__Short exercise__. Search the listing below for the string "page" and copy every line where it occurs.

## start Dataset records

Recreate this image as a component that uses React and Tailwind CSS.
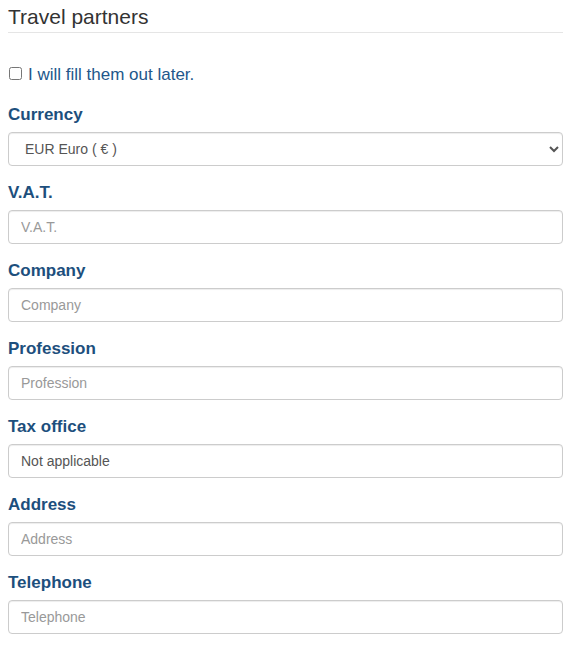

## end Dataset records
## start Dataset records

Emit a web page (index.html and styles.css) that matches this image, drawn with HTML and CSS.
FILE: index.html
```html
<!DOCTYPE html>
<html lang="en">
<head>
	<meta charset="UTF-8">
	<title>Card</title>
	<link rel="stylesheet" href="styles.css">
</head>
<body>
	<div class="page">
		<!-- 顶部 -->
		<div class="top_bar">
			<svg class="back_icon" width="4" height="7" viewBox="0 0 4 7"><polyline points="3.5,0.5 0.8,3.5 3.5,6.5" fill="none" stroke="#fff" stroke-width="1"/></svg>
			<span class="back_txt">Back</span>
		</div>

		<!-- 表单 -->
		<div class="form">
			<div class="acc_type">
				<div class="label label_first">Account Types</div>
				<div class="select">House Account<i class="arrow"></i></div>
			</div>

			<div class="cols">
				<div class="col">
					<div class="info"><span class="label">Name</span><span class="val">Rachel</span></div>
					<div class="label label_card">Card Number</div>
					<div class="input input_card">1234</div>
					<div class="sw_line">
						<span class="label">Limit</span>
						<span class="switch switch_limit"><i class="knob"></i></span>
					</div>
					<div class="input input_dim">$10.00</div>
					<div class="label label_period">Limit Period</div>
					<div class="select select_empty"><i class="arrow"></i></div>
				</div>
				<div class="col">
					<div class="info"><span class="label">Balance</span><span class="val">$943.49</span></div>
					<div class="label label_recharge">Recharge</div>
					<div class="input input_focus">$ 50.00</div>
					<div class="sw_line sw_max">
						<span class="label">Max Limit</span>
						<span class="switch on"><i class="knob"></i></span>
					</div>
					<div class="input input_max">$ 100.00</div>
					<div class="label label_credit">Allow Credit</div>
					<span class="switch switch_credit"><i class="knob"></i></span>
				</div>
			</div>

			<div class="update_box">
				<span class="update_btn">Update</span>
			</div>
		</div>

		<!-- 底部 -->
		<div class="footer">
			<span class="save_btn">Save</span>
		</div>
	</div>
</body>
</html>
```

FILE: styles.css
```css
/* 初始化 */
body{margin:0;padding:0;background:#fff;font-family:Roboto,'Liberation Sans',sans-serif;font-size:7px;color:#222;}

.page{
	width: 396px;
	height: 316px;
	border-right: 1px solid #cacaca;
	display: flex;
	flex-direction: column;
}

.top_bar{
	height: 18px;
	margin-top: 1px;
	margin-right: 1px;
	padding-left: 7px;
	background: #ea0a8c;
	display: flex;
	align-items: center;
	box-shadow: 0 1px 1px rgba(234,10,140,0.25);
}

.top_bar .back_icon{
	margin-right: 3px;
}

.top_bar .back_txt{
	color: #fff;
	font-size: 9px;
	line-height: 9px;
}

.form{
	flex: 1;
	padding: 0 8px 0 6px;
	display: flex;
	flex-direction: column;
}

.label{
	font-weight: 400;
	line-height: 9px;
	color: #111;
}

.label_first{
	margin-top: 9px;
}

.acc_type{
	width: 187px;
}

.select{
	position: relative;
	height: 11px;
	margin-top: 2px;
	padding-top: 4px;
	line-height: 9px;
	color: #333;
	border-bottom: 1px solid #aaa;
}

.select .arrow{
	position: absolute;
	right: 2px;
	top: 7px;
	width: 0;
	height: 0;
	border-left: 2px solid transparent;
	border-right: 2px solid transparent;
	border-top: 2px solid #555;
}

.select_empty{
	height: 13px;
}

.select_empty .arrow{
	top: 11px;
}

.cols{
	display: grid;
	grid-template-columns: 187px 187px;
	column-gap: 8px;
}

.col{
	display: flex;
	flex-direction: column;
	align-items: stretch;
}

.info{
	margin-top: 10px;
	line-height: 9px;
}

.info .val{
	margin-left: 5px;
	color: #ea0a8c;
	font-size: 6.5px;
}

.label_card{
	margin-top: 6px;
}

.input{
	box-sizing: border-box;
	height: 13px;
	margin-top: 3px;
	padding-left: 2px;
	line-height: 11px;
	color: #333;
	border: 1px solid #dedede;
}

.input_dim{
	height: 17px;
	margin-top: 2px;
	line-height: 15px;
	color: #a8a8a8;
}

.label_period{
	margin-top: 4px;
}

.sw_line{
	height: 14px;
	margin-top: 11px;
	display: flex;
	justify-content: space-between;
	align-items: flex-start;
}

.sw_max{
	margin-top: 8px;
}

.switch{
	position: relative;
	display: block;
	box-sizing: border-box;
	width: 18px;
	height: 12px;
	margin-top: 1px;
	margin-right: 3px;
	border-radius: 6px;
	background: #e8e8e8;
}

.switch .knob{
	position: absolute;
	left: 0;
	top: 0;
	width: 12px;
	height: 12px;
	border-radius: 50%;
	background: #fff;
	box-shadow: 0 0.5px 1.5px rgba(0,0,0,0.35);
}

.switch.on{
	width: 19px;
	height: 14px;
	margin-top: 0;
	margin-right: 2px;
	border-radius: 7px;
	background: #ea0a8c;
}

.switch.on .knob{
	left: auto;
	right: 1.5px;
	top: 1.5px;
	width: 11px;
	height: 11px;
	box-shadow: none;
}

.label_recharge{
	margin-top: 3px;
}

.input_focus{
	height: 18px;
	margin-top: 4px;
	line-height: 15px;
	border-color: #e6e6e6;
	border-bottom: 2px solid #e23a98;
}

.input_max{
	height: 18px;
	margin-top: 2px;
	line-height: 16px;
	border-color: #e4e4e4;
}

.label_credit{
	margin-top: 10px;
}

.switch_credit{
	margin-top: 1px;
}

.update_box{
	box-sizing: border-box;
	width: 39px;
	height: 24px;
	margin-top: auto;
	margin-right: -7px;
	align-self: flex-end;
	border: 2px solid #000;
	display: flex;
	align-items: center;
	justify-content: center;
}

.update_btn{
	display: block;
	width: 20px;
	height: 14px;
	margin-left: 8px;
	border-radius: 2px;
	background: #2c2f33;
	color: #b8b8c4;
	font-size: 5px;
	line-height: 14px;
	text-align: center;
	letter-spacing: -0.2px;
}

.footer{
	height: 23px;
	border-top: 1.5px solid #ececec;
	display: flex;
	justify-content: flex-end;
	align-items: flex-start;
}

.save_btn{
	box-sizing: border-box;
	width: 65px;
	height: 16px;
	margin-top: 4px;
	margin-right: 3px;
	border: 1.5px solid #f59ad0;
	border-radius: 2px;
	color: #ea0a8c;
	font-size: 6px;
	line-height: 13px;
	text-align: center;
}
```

## end Dataset records

__Final answer__.
Emit a web page (index.html and styles.css) that matches this image, drawn with HTML and CSS.
	<div class="page">
.page{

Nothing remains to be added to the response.